§ **Written instruction**: All of the data should be repeated exactly; pictures are not part of the copy.

=-=-=

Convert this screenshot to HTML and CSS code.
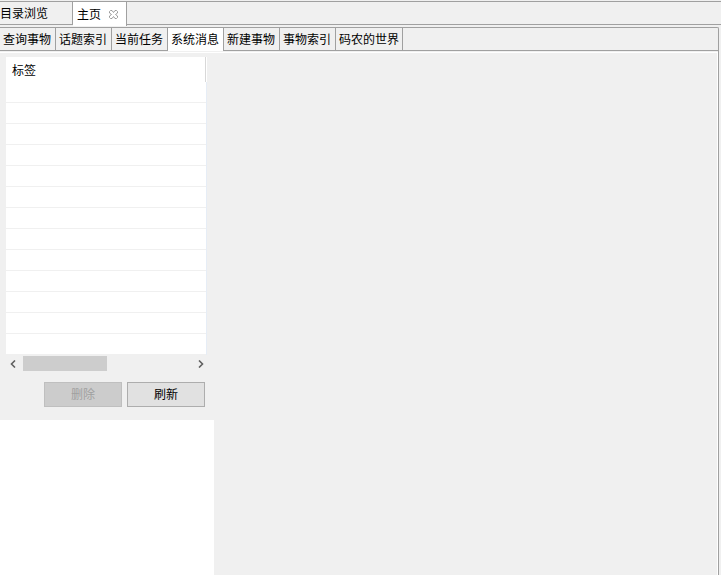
FILE: index.html
```html
<!DOCTYPE html>
<html>
<head>
<meta charset="utf-8">
<link rel="stylesheet" href="styles.css">
</head>
<body>
<div class="app">
  <div class="topbar">
    <div class="ttab">目录浏览</div>
    <div class="ttab active">主页<span class="close"><svg width="9" height="9" viewBox="0 0 9 9"><path d="M1.5 0.5h1.5l1.5 2l1.5-2h1.5l1 1v1.5l-2 1.5l2 1.5v1.5l-1 1h-1.5l-1.5-2l-1.5 2h-1.5l-1-1v-1.5l2-1.5l-2-1.5v-1.5z" fill="none" stroke="#9a9a9a" stroke-width="1"/></svg></span></div>
  </div>
  <div class="pane">
    <div class="tabs">
      <div class="tab">查询事物</div>
      <div class="tab">话题索引</div>
      <div class="tab">当前任务</div>
      <div class="tab active">系统消息</div>
      <div class="tab">新建事物</div>
      <div class="tab">事物索引</div>
      <div class="tab">码农的世界</div>
    </div>
    <div class="content">
      <div class="left">
        <div class="panel">
          <div class="table">
            <div class="thead"><span>标签</span></div>
            <div class="tbody">
              <div class="row"></div><div class="row"></div><div class="row"></div><div class="row"></div>
              <div class="row"></div><div class="row"></div><div class="row"></div><div class="row"></div>
              <div class="row"></div><div class="row"></div><div class="row"></div><div class="row"></div>
              <div class="row"></div>
            </div>
          </div>
          <div class="hscroll">
            <svg class="arr" width="7" height="8" viewBox="0 0 7 8"><path d="M5 0.5L1.5 4L5 7.5" fill="none" stroke="#606060" stroke-width="1.6"/></svg>
            <div class="track"><div class="thumb"></div></div>
            <svg class="arr" width="7" height="8" viewBox="0 0 7 8"><path d="M2 0.5L5.5 4L2 7.5" fill="none" stroke="#606060" stroke-width="1.6"/></svg>
          </div>
          <div class="buttons">
            <div class="btn disabled">删除</div>
            <div class="btn">刷新</div>
          </div>
        </div>
      </div>
      <div class="right"></div>
    </div>
  </div>
</div>
</body>
</html>
```
FILE: styles.css
```css
* { box-sizing: border-box; }
html, body { margin: 0; padding: 0; }
body {
  width: 721px; height: 575px; overflow: hidden;
  background: #f0f0f0;
  font-family: "Noto Sans CJK SC", "Microsoft YaHei", sans-serif;
  font-size: 12px; color: #000;
}
.app { display: flex; flex-direction: column; height: 575px; }
.topbar {
  margin-top: 1px;
  height: 24px;
  border-top: 1px solid #a0a0a0;
  border-bottom: 1px solid #a0a0a0;
  display: flex; align-items: stretch;
  width: 721px;
}
.ttab {
  width: 73px; height: 23px; line-height: 22px;
  padding-left: 0;
  border-right: 1px solid #a0a0a0;
}
.ttab.active {
  width: 54px; padding-left: 4px;
  background: #fff;
  height: 25px; margin-top: -1px;
  border-top: 1px solid #a0a0a0;
  border-right: 1px solid #a0a0a0;
  display: flex; align-items: center;
  line-height: 22px;
}
.close { margin-left: 8px; display: flex; align-items: center; }
.pane {
  margin-top: 2px;
  width: 719px;
  flex: 1;
  display: flex; flex-direction: column;
  border-right: 1px solid #a0a0a0;
  border-top: 1px solid #a0a0a0;
  border-top-right-radius: 2px;
}
.tabs {
  height: 23px;
  display: flex;
  border-bottom: 1px solid #a0a0a0;
}
.tab {
  padding: 0 4px 0 3px;
  border-right: 1px solid #a0a0a0;
  line-height: 21px;
  height: 22px;
  white-space: nowrap;
}
.tab:last-child { padding-right: 3px; }
.tab.active { background: #fff; height: 23px; }
.content {
  flex: 1; display: flex;
  margin-top: 1px;
  border-top: 1px solid #fff;
}
.left { width: 214px; display: flex; flex-direction: column; background: #fff; }
.panel {
  height: 367px;
  background: #f0f0f0;
  padding: 4px 0 0 6px;
  display: flex; flex-direction: column;
}
.table { width: 201px; height: 298px; background: #fff; display: flex; flex-direction: column; }
.thead {
  height: 25px;
  padding: 5px 0 0 6px;
  line-height: 16px;
  border-right: 1px solid #d8d8d8;
  margin-right: 1px;
}
.tbody { border-right: 1px solid #e6edf6; flex: 1; overflow: hidden; }
.row { height: 21px; border-bottom: 1px solid #f0f0f0; }
.hscroll {
  width: 200px; height: 17px;
  display: flex; align-items: center;
  padding: 0 2px 0 4px;
}
.track { flex: 1; height: 15px; padding: 0 4px 0 6px; }
.thumb { width: 84px; height: 15px; background: #cdcdcd; }
.arr { flex: none; }
.buttons { display: flex; gap: 5px; margin: 10px 0 0 38px; }
.btn {
  width: 78px; height: 25px;
  border: 1px solid #adadad;
  background: #e1e1e1;
  text-align: center; line-height: 22px;
}
.btn.disabled { background: #cccccc; border-color: #bfbfbf; color: #a0a0a0; }
.right {
  flex: 1;
  background: #f0f0f0;
  border-right: 1px solid #fff;
}
```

=-=-=

§ **Solution to this problem**:
Convert this screenshot to HTML and CSS code.
FILE: index.html
```html
<!DOCTYPE html>
<html>
<head>
<meta charset="utf-8">
<link rel="stylesheet" href="styles.css">
</head>
<body>
<div class="app">
  <div class="topbar">
    <div class="ttab">目录浏览</div>
    <div class="ttab active">主页<span class="close"><svg width="9" height="9" viewBox="0 0 9 9"><path d="M1.5 0.5h1.5l1.5 2l1.5-2h1.5l1 1v1.5l-2 1.5l2 1.5v1.5l-1 1h-1.5l-1.5-2l-1.5 2h-1.5l-1-1v-1.5l2-1.5l-2-1.5v-1.5z" fill="none" stroke="#9a9a9a" stroke-width="1"/></svg></span></div>
  </div>
  <div class="pane">
    <div class="tabs">
      <div class="tab">查询事物</div>
      <div class="tab">话题索引</div>
      <div class="tab">当前任务</div>
      <div class="tab active">系统消息</div>
      <div class="tab">新建事物</div>
      <div class="tab">事物索引</div>
      <div class="tab">码农的世界</div>
    </div>
    <div class="content">
      <div class="left">
        <div class="panel">
          <div class="table">
            <div class="thead"><span>标签</span></div>
            <div class="tbody">
              <div class="row"></div><div class="row"></div><div class="row"></div><div class="row"></div>
              <div class="row"></div><div class="row"></div><div class="row"></div><div class="row"></div>
              <div class="row"></div><div class="row"></div><div class="row"></div><div class="row"></div>
              <div class="row"></div>
            </div>
          </div>
          <div class="hscroll">
            <svg class="arr" width="7" height="8" viewBox="0 0 7 8"><path d="M5 0.5L1.5 4L5 7.5" fill="none" stroke="#606060" stroke-width="1.6"/></svg>
            <div class="track"><div class="thumb"></div></div>
            <svg class="arr" width="7" height="8" viewBox="0 0 7 8"><path d="M2 0.5L5.5 4L2 7.5" fill="none" stroke="#606060" stroke-width="1.6"/></svg>
          </div>
          <div class="buttons">
            <div class="btn disabled">删除</div>
            <div class="btn">刷新</div>
          </div>
        </div>
      </div>
      <div class="right"></div>
    </div>
  </div>
</div>
</body>
</html>
```
FILE: styles.css
```css
* { box-sizing: border-box; }
html, body { margin: 0; padding: 0; }
body {
  width: 721px; height: 575px; overflow: hidden;
  background: #f0f0f0;
  font-family: "Noto Sans CJK SC", "Microsoft YaHei", sans-serif;
  font-size: 12px; color: #000;
}
.app { display: flex; flex-direction: column; height: 575px; }
.topbar {
  margin-top: 1px;
  height: 24px;
  border-top: 1px solid #a0a0a0;
  border-bottom: 1px solid #a0a0a0;
  display: flex; align-items: stretch;
  width: 721px;
}
.ttab {
  width: 73px; height: 23px; line-height: 22px;
  padding-left: 0;
  border-right: 1px solid #a0a0a0;
}
.ttab.active {
  width: 54px; padding-left: 4px;
  background: #fff;
  height: 25px; margin-top: -1px;
  border-top: 1px solid #a0a0a0;
  border-right: 1px solid #a0a0a0;
  display: flex; align-items: center;
  line-height: 22px;
}
.close { margin-left: 8px; display: flex; align-items: center; }
.pane {
  margin-top: 2px;
  width: 719px;
  flex: 1;
  display: flex; flex-direction: column;
  border-right: 1px solid #a0a0a0;
  border-top: 1px solid #a0a0a0;
  border-top-right-radius: 2px;
}
.tabs {
  height: 23px;
  display: flex;
  border-bottom: 1px solid #a0a0a0;
}
.tab {
  padding: 0 4px 0 3px;
  border-right: 1px solid #a0a0a0;
  line-height: 21px;
  height: 22px;
  white-space: nowrap;
}
.tab:last-child { padding-right: 3px; }
.tab.active { background: #fff; height: 23px; }
.content {
  flex: 1; display: flex;
  margin-top: 1px;
  border-top: 1px solid #fff;
}
.left { width: 214px; display: flex; flex-direction: column; background: #fff; }
.panel {
  height: 367px;
  background: #f0f0f0;
  padding: 4px 0 0 6px;
  display: flex; flex-direction: column;
}
.table { width: 201px; height: 298px; background: #fff; display: flex; flex-direction: column; }
.thead {
  height: 25px;
  padding: 5px 0 0 6px;
  line-height: 16px;
  border-right: 1px solid #d8d8d8;
  margin-right: 1px;
}
.tbody { border-right: 1px solid #e6edf6; flex: 1; overflow: hidden; }
.row { height: 21px; border-bottom: 1px solid #f0f0f0; }
.hscroll {
  width: 200px; height: 17px;
  display: flex; align-items: center;
  padding: 0 2px 0 4px;
}
.track { flex: 1; height: 15px; padding: 0 4px 0 6px; }
.thumb { width: 84px; height: 15px; background: #cdcdcd; }
.arr { flex: none; }
.buttons { display: flex; gap: 5px; margin: 10px 0 0 38px; }
.btn {
  width: 78px; height: 25px;
  border: 1px solid #adadad;
  background: #e1e1e1;
  text-align: center; line-height: 22px;
}
.btn.disabled { background: #cccccc; border-color: #bfbfbf; color: #a0a0a0; }
.right {
  flex: 1;
  background: #f0f0f0;
  border-right: 1px solid #fff;
}
```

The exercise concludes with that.